Having found the intermediate achievable situation, we can now obtain the action that will move the robot into that desired intermediate situation using a second SOM.
This procedure must be repeated until the robot is in the desired goal situation.
Experiments (fig. 4 & 5) have been conducted in synthesizing an obstacle avoidance behavior for the Nomad 200 mobile robot (fig. 6). The goal is defined as a perceived free-of-obstacle sensory situation. The resulting behaviors do not bump into obstacles and are of a similar quality as the best results achieved with reinforcement learning (Touzet 1997, 2003), but need no learning iterations. The associative memories (16 neurons per SOM) use the knowledge gathered by a random exploration of - only - 100 moves (compared to 200 minimum for Q-learning). And the same 100 iterations can be used to generate another behavior instantaneously, such as an obstacle avoidance that avoids by the right side, wall following or go-to-the-nest behaviors.

Example of an obstacle avoidance sequence of situations. In the box (bottom left), the obstacle and successive positions of the robot are shown. The values of the 16-sensor sonar ring of the Nomad 200 are displayed. The histograms show the sensory differences between two neighboring situations (St – St-1). These differences are the inputs for probing the second SOM to retrieve the actions.

Obstacle avoidance behavior generated by a Nomad 200 (mobile robot) using its sonar sensors. The position of the robot is indicated by a circle. The robot starts in the center of the area (S: start position) and moves towards the right (F: final position). It avoids obstacles such as wall from a greater distance than the smaller obstacles – but it does not bump into any obstacle. The SOMs use the knowledge gathered by a random exploration of – only – 100 moves. The goal is defined as a perceived free-of-obstacle sensory situation. Both SOMs use 16 neurons and a neighborhood of 4.

The Nomad 200 is a mobile robot equipped with a ring of 16 sonar sensors.
Coiton et al. (Coiton 1991) propose a neural network model for a sensory-motor system composed of a sensory layer (a SOM) and a motor layer. The objective is the generation of goal directed movements using a real robot arm. They show that their model is actually able to control the displacements of the robot arm. The input situations are three Cartesian coordinates and the outputs are three joint angles. The neural model learns the mapping between both sets of coordinates – only one behavior is possible. It is important to note that in our approach any behavior can be generated.
Smith (Smith 2002) in a tentative to achieve situation/action mapping in reinforcement learning, proposes to use two SOMs, one to map the situation space, the second to map the action space. Q-learning is used to compute the utility of each (situation, action) pair. As in the previously cited work by Coiton et al., his experiments involved the learning of a mapping from goal space to arm space, with an arm having as much as 20-dimensions. The reinforcement signal used is related to the distance (but not direction) to optimality. Despite the fact that two SOMs are used, only a single behavior can be learned, and it must be learned from scratch.
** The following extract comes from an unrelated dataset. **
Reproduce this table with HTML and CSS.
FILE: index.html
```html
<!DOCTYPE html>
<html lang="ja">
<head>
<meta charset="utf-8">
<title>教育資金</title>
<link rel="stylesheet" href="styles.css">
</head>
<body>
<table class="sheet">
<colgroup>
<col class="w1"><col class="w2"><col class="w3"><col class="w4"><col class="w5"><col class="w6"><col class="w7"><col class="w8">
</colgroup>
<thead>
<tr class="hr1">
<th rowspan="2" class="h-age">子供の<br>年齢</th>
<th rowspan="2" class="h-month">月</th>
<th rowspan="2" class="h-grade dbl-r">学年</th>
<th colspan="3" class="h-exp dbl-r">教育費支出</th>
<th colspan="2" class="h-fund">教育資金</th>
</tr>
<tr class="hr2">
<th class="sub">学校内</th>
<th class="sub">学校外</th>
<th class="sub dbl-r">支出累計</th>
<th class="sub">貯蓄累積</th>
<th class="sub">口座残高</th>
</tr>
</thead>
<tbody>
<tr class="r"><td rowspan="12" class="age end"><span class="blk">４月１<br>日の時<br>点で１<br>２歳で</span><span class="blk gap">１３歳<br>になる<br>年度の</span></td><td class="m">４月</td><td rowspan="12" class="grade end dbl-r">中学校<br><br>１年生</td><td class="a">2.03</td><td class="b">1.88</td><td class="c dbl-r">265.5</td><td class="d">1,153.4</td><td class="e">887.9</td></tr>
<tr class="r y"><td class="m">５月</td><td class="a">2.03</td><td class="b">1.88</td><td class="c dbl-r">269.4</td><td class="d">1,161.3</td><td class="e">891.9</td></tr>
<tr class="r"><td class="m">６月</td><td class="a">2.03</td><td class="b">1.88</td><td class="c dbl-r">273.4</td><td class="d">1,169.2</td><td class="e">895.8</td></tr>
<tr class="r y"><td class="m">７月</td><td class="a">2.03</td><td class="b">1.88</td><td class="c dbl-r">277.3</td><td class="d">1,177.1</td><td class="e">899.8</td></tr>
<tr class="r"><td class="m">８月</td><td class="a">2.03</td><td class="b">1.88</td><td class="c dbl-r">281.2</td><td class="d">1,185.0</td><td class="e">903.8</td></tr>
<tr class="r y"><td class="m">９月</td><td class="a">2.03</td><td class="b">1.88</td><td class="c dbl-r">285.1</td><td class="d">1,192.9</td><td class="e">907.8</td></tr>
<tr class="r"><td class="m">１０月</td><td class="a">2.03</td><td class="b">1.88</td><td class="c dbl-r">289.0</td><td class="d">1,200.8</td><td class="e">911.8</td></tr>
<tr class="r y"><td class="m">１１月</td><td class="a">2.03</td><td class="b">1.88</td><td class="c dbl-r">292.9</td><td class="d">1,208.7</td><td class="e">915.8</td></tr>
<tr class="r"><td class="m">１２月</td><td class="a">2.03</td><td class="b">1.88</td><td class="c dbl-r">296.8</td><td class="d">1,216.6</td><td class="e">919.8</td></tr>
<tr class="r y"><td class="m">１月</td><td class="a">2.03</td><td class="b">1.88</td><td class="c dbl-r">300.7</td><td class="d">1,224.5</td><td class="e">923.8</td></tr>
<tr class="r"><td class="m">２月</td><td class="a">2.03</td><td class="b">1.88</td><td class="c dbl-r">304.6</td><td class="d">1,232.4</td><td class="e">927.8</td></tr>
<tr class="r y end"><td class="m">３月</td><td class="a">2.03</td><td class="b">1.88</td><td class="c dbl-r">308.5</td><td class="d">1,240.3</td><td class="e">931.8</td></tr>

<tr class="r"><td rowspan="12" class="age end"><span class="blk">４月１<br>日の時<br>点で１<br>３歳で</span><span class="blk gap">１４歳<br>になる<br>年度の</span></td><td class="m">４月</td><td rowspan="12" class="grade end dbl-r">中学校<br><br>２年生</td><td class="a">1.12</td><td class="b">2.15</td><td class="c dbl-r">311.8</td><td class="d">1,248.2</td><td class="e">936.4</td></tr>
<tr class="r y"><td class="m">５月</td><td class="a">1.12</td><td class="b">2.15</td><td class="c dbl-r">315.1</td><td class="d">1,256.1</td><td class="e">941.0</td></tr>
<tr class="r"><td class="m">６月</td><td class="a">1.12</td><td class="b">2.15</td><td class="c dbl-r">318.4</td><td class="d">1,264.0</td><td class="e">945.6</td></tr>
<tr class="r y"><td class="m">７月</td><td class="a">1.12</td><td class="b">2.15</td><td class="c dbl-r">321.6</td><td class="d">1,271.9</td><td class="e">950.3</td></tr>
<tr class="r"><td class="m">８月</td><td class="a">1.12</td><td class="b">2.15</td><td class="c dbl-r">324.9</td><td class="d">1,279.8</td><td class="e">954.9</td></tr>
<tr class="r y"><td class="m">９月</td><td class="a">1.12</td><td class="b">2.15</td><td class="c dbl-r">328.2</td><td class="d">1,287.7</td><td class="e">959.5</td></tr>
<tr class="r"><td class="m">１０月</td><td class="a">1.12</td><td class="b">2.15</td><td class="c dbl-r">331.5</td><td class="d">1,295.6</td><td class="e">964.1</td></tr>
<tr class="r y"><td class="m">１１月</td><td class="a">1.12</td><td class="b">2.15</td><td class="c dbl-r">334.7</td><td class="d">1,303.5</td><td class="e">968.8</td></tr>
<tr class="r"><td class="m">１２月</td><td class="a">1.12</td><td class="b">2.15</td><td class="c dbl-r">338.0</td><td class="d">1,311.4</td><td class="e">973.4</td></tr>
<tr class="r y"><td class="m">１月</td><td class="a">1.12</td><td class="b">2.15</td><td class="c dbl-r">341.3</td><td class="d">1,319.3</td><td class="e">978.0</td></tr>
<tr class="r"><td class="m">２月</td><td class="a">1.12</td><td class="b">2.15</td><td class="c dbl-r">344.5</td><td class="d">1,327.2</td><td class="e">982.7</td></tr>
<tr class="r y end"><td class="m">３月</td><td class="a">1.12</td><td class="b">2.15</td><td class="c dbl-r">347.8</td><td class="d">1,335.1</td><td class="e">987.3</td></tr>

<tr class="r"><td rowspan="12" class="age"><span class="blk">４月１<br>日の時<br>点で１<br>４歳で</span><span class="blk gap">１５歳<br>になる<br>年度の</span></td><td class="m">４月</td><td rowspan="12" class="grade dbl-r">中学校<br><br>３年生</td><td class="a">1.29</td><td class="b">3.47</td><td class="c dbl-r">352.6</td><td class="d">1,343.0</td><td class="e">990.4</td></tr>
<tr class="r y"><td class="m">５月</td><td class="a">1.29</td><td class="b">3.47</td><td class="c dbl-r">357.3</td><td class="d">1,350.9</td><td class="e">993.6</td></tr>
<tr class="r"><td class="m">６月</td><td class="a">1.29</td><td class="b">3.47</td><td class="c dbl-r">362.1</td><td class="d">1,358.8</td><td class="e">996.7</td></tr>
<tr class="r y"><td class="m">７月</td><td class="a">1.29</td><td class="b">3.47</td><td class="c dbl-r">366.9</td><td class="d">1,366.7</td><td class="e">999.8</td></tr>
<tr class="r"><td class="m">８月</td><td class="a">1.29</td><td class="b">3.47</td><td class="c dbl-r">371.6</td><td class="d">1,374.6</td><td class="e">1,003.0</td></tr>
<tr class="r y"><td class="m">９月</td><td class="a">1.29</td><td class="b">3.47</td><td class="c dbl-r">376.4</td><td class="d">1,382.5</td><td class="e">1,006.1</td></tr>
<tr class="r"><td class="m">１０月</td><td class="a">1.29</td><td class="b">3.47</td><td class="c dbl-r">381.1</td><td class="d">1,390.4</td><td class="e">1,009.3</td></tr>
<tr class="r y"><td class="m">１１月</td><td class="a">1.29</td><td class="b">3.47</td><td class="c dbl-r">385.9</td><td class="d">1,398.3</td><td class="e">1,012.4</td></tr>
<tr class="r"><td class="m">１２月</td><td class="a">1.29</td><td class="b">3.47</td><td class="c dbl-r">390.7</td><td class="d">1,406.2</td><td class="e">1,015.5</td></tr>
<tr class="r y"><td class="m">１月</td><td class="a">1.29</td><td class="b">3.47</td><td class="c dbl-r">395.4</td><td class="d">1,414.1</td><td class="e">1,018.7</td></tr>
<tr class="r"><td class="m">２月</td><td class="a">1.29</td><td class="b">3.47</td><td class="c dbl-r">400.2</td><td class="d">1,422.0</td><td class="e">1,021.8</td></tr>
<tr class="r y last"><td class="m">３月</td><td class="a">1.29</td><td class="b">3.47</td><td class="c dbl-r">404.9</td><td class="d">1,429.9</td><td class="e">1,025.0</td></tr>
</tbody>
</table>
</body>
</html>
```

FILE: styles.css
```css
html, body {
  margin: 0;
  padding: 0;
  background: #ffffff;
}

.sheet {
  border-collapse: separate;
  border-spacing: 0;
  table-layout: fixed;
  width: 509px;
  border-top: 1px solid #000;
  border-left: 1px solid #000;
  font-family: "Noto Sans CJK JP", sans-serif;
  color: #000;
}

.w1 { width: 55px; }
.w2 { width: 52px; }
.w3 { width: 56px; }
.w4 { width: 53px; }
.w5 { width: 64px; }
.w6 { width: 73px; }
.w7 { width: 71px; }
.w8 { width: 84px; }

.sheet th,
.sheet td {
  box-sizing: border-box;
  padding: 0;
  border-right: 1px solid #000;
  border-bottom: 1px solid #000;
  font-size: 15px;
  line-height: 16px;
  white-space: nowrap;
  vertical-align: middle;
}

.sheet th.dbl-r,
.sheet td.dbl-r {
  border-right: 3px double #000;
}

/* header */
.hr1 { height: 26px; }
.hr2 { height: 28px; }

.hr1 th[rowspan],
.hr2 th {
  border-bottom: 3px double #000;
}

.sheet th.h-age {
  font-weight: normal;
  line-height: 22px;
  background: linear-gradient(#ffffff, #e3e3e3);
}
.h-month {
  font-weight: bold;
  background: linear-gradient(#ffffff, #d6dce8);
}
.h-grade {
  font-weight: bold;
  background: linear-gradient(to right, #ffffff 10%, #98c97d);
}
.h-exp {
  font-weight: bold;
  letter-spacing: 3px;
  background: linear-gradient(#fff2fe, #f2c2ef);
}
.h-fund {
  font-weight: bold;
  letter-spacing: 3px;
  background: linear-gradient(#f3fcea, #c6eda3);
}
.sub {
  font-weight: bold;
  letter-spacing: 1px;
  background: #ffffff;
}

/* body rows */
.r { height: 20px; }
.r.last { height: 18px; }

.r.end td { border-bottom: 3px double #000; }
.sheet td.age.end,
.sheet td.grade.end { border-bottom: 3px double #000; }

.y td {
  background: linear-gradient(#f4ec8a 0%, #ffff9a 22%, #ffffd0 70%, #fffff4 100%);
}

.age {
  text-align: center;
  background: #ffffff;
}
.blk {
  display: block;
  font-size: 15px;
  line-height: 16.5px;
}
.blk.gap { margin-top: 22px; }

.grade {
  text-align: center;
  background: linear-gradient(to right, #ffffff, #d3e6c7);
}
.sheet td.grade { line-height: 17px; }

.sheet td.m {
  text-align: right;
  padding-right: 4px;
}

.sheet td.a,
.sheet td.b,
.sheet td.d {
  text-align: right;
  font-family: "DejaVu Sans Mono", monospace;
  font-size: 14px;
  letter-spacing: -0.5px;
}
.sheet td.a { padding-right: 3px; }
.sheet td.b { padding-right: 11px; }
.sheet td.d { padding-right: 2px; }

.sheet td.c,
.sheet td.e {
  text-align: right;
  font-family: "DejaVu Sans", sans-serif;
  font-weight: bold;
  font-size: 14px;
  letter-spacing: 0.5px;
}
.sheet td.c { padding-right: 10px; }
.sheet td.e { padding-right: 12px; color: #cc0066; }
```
Laurence, Trappenberg and Fine (Laurence et al., 2005), following an initial idea from Lisman (Lisman, 1999) propose to use a pair of connected recurrent associative networks to generate simple temporal sequences of patterns. The various elements of a sequence are recalled one after the other. As soon as one of the associative memories converges towards a learned element, this element pattern is used as input for the second associative memory to force convergence towards the following element of the sequence, and so on.
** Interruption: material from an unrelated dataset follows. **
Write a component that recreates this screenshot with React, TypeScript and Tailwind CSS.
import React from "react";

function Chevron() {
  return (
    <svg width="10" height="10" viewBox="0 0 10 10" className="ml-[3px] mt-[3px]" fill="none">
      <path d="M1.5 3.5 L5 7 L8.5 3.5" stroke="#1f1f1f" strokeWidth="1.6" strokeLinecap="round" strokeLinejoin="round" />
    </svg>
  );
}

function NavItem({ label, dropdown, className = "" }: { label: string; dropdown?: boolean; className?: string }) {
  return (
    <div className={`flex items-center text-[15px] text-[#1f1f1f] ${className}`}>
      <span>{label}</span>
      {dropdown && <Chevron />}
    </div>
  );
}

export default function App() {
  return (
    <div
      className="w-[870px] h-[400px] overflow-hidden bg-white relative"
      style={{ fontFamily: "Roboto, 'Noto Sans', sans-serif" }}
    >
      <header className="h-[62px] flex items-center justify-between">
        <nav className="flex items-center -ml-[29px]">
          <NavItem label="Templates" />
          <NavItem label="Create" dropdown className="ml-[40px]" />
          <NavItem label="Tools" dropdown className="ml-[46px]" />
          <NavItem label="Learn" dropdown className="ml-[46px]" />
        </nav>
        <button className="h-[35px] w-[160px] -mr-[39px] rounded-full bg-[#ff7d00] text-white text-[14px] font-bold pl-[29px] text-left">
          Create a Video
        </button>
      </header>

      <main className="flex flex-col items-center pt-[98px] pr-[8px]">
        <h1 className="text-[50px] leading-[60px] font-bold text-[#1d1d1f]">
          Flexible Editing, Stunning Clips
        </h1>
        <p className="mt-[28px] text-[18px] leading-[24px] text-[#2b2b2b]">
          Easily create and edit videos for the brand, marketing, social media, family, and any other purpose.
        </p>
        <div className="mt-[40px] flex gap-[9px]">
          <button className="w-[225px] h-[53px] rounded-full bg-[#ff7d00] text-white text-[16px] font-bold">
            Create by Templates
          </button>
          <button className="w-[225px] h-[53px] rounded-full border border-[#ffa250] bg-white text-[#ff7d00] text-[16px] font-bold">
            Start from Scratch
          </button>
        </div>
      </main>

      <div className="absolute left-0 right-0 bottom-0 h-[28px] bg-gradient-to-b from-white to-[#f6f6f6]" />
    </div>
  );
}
Conclusion and future research
Immediate synthesis of elementary behaviors
Using a set of two cooperating self-organizing maps, we have been able to demonstrate that any behavior – in fact any relation between situations and actions – can be generated. This solves the problem stated in the introduction: immediate behavior synthesis with goal seeking methods. Many different behaviors can be obtained using the same SOMs, by simply defining various goal situations, such as wall following or following another robot. The defined goals are independent of the robot geometry or actuators. The amount of supervision required by the human operator is minimal compared to other approaches such as supervised learning or reinforcement learning.
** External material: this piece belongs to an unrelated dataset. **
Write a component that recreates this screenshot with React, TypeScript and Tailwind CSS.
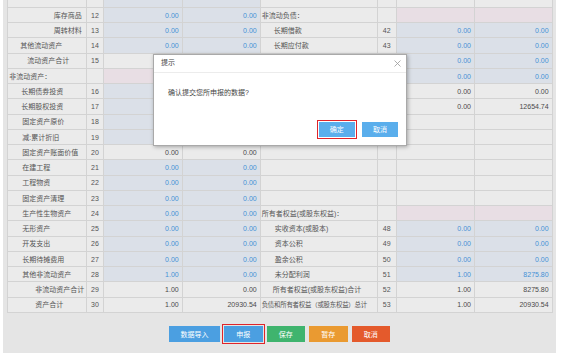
import React from "react";

type Kind = "blue" | "gray" | "pink";
type Side = { label?: string; pad?: string; no?: string; a?: string; b?: string; kind: Kind };

const EMPTY: Side = { kind: "gray" };

// rows whose left values / right labels sit under the confirm dialog carry no text there
const ROWS: [Side, Side][] = [
  [
    { label: "库存商品", pad: "text-right pr-[4px]", no: "12", a: "0.00", b: "0.00", kind: "blue" },
    { label: "非流动负债：", pad: "pl-[1px]", kind: "pink" },
  ],
  [
    { label: "周转材料", pad: "text-right pr-[4px]", no: "13", a: "0.00", b: "0.00", kind: "blue" },
    { label: "长期借款", pad: "pl-[13px]", no: "42", a: "0.00", b: "0.00", kind: "blue" },
  ],
  [
    { label: "其他流动资产", pad: "pl-[12px]", no: "14", a: "0.00", b: "0.00", kind: "blue" },
    { label: "长期应付款", pad: "pl-[13px]", no: "43", a: "0.00", b: "0.00", kind: "blue" },
  ],
  [
    { label: "流动资产合计", pad: "pl-[19px]", no: "15", kind: "gray" },
    { a: "0.00", b: "0.00", kind: "blue" },
  ],
  [
    { label: "非流动资产：", pad: "pl-[1px]", kind: "pink" },
    { a: "0.00", b: "0.00", kind: "blue" },
  ],
  [
    { label: "长期债券投资", pad: "pl-[13px]", no: "16", kind: "blue" },
    { a: "0.00", b: "0.00", kind: "gray" },
  ],
  [
    { label: "长期股权投资", pad: "pl-[13px]", no: "17", kind: "blue" },
    { a: "0.00", b: "12654.74", kind: "gray" },
  ],
  [{ label: "固定资产原价", pad: "pl-[14px]", no: "18", kind: "blue" }, EMPTY],
  [{ label: "减:累计折旧", pad: "pl-[14px]", no: "19", kind: "blue" }, EMPTY],
  [{ label: "固定资产账面价值", pad: "pl-[14px]", no: "20", a: "0.00", b: "0.00", kind: "gray" }, EMPTY],
  [{ label: "在建工程", pad: "pl-[14px]", no: "21", a: "0.00", b: "0.00", kind: "blue" }, EMPTY],
  [{ label: "工程物资", pad: "pl-[14px]", no: "22", a: "0.00", b: "0.00", kind: "blue" }, EMPTY],
  [{ label: "固定资产清理", pad: "pl-[14px]", no: "23", a: "0.00", b: "0.00", kind: "blue" }, EMPTY],
  [
    { label: "生产性生物资产", pad: "pl-[14px]", no: "24", a: "0.00", b: "0.00", kind: "blue" },
    { label: "所有者权益(或股东权益)：", pad: "pl-[1px]", kind: "pink" },
  ],
  [
    { label: "无形资产", pad: "pl-[14px]", no: "25", a: "0.00", b: "0.00", kind: "blue" },
    { label: "实收资本(或股本)", pad: "pl-[14px]", no: "48", a: "0.00", b: "0.00", kind: "blue" },
  ],
  [
    { label: "开发支出", pad: "pl-[14px]", no: "26", a: "0.00", b: "0.00", kind: "blue" },
    { label: "资本公积", pad: "pl-[14px]", no: "49", a: "0.00", b: "0.00", kind: "blue" },
  ],
  [
    { label: "长期待摊费用", pad: "pl-[14px]", no: "27", a: "0.00", b: "0.00", kind: "blue" },
    { label: "盈余公积", pad: "pl-[14px]", no: "50", a: "0.00", b: "0.00", kind: "blue" },
  ],
  [
    { label: "其他非流动资产", pad: "pl-[14px]", no: "28", a: "1.00", b: "0.00", kind: "blue" },
    { label: "未分配利润", pad: "pl-[14px]", no: "51", a: "1.00", b: "8275.80", kind: "blue" },
  ],
  [
    { label: "非流动资产合计", pad: "pl-[27px]", no: "29", a: "1.00", b: "0.00", kind: "gray" },
    { label: "所有者权益(或股东权益)合计", pad: "pl-[12px]", no: "52", a: "1.00", b: "8275.80", kind: "gray" },
  ],
  [
    { label: "资产合计", pad: "pl-[27px]", no: "30", a: "1.00", b: "20930.54", kind: "gray" },
    {
      label: "负债和所有者权益（或股东权益）总计",
      pad: "pl-[1px] text-[6.4px] tracking-[-0.2px]",
      no: "53",
      a: "1.00",
      b: "20930.54",
      kind: "gray",
    },
  ],
];

const cell = "p-0 border border-[#d3d3d3] whitespace-nowrap overflow-hidden";

function valueCls(kind: Kind) {
  if (kind === "blue") return "bg-[#dbe0e8] text-[#4591d6]";
  if (kind === "pink") return "bg-[#e8dee4]";
  return "bg-[#ebebeb] text-[#4a4a4a]";
}

function Half({ s }: { s: Side }) {
  return (
    <>
      <td className={`${cell} bg-[#ebebeb] text-[#555] ${s.pad ?? ""}`}>{s.label}</td>
      <td className={`${cell} bg-[#ebebeb] text-center text-[#555]`}>{s.kind === "pink" ? "" : s.no}</td>
      <td className={`${cell} text-right pr-[3px] ${valueCls(s.kind)}`}>{s.a}</td>
      <td className={`${cell} text-right pr-[3px] ${valueCls(s.kind)}`}>{s.b}</td>
    </>
  );
}

function Btn({ label, color, wide, marked }: { label: string; color: string; wide?: boolean; marked?: boolean }) {
  return (
    <button
      className={`h-[16.6px] ${wide ? "w-[51px]" : "w-[38.5px]"} ${color} text-white text-[7px] leading-none ${
        marked ? "outline-solid outline-[1.5px] outline-[#e0242a] outline-offset-[1px]" : ""
      }`}
    >
      {label}
    </button>
  );
}

export default function App() {
  return (
    <div className="relative w-[561px] h-[353px] bg-white overflow-hidden font-['Liberation_Sans','Noto_Sans_CJK_SC',sans-serif] text-[7px]">
      <div className="ml-[3px] w-[553px] h-full bg-[#e5e5e5] pl-[4.3px]">
        <table className="table-fixed border-collapse w-[544.4px] leading-none">
          <colgroup>
            <col className="w-[78.4px]" />
            <col className="w-[17.6px]" />
            <col className="w-[78.4px]" />
            <col className="w-[78px]" />
            <col className="w-[117px]" />
            <col className="w-[19px]" />
            <col className="w-[78.3px]" />
            <col className="w-[77.7px]" />
          </colgroup>
          <tbody>
            <tr className="h-[7.4px]">
              <td className={`${cell} bg-[#ebebeb] border-t-0`} />
              <td className={`${cell} bg-[#ebebeb] border-t-0`} />
              <td className={`${cell} bg-[#dbe0e8] border-t-0`} />
              <td className={`${cell} bg-[#dbe0e8] border-t-0`} />
              <td className={`${cell} bg-[#ebebeb] border-t-0`} />
              <td className={`${cell} bg-[#ebebeb] border-t-0`} />
              <td className={`${cell} bg-[#ebebeb] border-t-0`} />
              <td className={`${cell} bg-[#ebebeb] border-t-0`} />
            </tr>
            {ROWS.map(([l, r], i) => (
              <tr key={i} className="h-[15.26px]">
                <Half s={l} />
                <Half s={r} />
              </tr>
            ))}
          </tbody>
        </table>

        <div className="mt-[13px] flex justify-center gap-[4px] pr-[4.3px]">
          <Btn label="数据导入" color="bg-[#4b9fe1]" wide />
          <Btn label="申报" color="bg-[#4b9fe1]" marked />
          <Btn label="保存" color="bg-[#3fb46e]" />
          <Btn label="暂存" color="bg-[#ea9a31]" />
          <Btn label="取消" color="bg-[#e45a2c]" />
        </div>
      </div>

      {/* confirm dialog */}
      <div className="absolute left-[153px] top-[54px] w-[254px] h-[92px] bg-white border border-[#a9a9a9] shadow-[1px_1px_4px_rgba(0,0,0,0.3)] flex flex-col text-[#444]">
        <div className="h-[17.7px] flex items-center justify-between pl-[7px] pr-[5px] border-b border-[#ececec]">
          <span>提示</span>
          <svg width="7" height="7" viewBox="0 0 7 7" className="text-[#999]">
            <path d="M0.5 0.5L6.5 6.5M6.5 0.5L0.5 6.5" stroke="currentColor" strokeWidth="0.8" />
          </svg>
        </div>
        <div className="pl-[14px] mt-[15px]">确认提交您所申报的数据?</div>
        <div className="mt-auto mb-[8.5px] flex justify-end gap-[7.3px] pr-[8px]">
          <button className="w-[35.7px] h-[15px] bg-[#5aaeec] text-white text-[7px] leading-none outline-solid outline-[1.5px] outline-[#e0242a] outline-offset-[1px]">
            确定
          </button>
          <button className="w-[36px] h-[15px] bg-[#5aaeec] text-white text-[7px] leading-none">取消</button>
        </div>
      </div>
    </div>
  );
}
Chaining elementary behaviors
More than one sensory modality can participate in the expression of a behavior (e.g., color, odor, space, landmark, etc.). In our framework, each sensory modality will be taken care of by a couple of SOMs. These maps, carrying diverse representations, must be put together from time to time (at least to generate intelligent behaviors). As stated by Gallistel (Gallistel 1990), space and time are two predominant aspects of reality and must therefore be part of any stored record (i.e., situation-action pair). These two coordinates link the separate records within the same SOM (if the neighborhood property is not sufficient) and between SOMs. This linking between records is what could enable complex behaviors to occur. Note that the linking of records is accomplished a posteriori, at the time of the retrieval and that there is no implication of the retrieval process in the memorization process. A desired behavior is generated by positioning a goal in a map, whose spatial and/or temporal coordinates will then be used to retrieve other records in the same or different maps, generating automatically a sequence of sub-goals to achieve, i.e., the action plan. We are continuing our investigation in this direction.
Human behaviors
The universally known Penfield's Homunculus (fig. 7) (Penfield 1975) demonstrated that sensory inputs are mapped by the left cortex and motor outputs are mapped by the right cortex. Knowing that:
a SOM is a plausible model for the neural organization of the cortex, our model is implemented by two SOMs, one for situations, one for difference in situations and the corresponding action,

The Penfield's Homunculus. Cortical surface areas are proportional to the number of sensors of the body part (and not proportional to the skin surface). Adjacent body parts are adjacent on the cortical map. The sensory cortex (left hemisphere) is devoted to sensory input representation; the motor cortex (right hemisphere) is devoted to the control of action. Kohonen's SOM model (cf. §2) explains how such maps can self-organize.
we cannot avoid to hypothesize that some elementary behaviors in animals and humans may be generated by the same means (goal seeking behaviors). This could be in particular the case of small movements involved in pointing behaviors.